Set problem: Give again exactly the lines that run from the start of the records to the line holding "string; v: string;", both ends counted. Do not include the pictures.

:: Dataset

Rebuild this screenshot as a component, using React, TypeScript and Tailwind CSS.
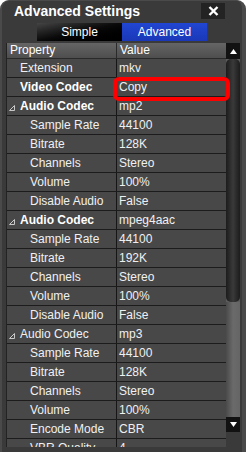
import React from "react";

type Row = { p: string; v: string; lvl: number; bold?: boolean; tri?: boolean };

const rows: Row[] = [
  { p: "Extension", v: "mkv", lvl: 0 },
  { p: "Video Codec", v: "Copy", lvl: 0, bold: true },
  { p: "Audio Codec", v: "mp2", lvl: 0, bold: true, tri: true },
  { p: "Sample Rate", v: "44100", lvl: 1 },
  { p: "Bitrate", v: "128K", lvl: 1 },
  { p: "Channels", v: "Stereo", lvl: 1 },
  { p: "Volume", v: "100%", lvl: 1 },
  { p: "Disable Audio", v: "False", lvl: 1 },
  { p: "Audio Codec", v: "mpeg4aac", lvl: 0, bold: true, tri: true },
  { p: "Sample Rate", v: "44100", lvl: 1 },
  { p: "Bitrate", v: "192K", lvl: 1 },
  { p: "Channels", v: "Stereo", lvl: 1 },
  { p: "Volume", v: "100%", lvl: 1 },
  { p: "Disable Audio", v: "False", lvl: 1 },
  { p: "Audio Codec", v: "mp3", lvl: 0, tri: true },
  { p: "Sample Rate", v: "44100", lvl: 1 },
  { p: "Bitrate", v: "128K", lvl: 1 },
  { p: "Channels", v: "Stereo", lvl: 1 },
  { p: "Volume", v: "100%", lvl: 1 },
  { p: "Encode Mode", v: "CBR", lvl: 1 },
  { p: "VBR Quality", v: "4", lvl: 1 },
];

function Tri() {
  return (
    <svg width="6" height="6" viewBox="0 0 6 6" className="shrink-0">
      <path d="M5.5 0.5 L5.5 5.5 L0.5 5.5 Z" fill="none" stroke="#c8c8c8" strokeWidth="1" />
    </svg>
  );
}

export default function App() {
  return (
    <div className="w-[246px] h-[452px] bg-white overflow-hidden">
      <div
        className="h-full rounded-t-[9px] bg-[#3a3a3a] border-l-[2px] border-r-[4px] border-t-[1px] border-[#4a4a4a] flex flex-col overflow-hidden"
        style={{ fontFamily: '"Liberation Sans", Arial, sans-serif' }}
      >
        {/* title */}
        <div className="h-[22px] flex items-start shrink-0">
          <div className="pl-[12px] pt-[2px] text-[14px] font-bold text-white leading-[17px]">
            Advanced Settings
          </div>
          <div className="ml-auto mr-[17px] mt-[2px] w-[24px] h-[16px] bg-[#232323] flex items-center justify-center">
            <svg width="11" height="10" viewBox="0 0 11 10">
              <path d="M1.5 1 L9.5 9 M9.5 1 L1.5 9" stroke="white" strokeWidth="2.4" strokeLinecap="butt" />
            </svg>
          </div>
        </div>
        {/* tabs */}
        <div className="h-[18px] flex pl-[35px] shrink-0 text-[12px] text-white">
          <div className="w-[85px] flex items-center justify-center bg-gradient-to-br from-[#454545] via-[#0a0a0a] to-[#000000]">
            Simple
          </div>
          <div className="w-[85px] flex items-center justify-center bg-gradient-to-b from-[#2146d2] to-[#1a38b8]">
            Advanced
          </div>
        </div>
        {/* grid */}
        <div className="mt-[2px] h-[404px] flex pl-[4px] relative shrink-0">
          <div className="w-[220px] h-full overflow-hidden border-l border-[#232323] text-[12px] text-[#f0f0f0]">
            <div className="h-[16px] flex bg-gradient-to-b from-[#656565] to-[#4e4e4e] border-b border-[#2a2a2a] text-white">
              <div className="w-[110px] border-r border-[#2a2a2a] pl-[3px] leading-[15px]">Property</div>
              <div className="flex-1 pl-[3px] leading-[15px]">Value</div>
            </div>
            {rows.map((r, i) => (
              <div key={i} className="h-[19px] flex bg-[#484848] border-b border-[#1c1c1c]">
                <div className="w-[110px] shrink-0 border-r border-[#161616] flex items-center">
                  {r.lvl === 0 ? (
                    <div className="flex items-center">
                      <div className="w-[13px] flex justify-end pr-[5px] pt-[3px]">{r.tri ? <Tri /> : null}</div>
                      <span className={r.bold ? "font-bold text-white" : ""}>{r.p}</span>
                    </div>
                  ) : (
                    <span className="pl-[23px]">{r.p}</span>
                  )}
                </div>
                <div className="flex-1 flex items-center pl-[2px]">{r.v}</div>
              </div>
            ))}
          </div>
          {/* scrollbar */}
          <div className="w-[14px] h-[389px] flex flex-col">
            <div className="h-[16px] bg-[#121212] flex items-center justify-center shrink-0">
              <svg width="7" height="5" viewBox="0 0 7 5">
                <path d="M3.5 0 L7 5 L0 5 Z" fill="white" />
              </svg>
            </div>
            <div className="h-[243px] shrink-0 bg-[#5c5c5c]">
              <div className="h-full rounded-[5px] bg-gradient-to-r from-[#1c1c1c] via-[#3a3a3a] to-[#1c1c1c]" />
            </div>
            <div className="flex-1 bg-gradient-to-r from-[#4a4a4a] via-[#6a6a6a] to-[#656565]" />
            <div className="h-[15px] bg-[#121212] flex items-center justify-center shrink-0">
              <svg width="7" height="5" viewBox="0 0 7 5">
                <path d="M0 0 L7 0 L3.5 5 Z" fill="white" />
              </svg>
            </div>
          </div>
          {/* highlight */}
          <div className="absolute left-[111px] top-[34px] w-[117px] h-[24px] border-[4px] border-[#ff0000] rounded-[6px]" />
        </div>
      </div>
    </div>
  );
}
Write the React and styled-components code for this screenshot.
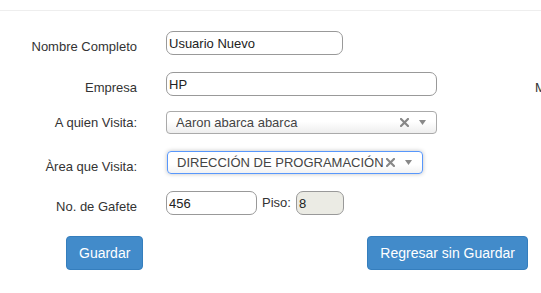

::::

Complete output:
Rebuild this screenshot as a component, using React, TypeScript and Tailwind CSS.
import React from "react";

type Row = { p: string; v: string; lvl: number; bold?: boolean; tri?: boolean };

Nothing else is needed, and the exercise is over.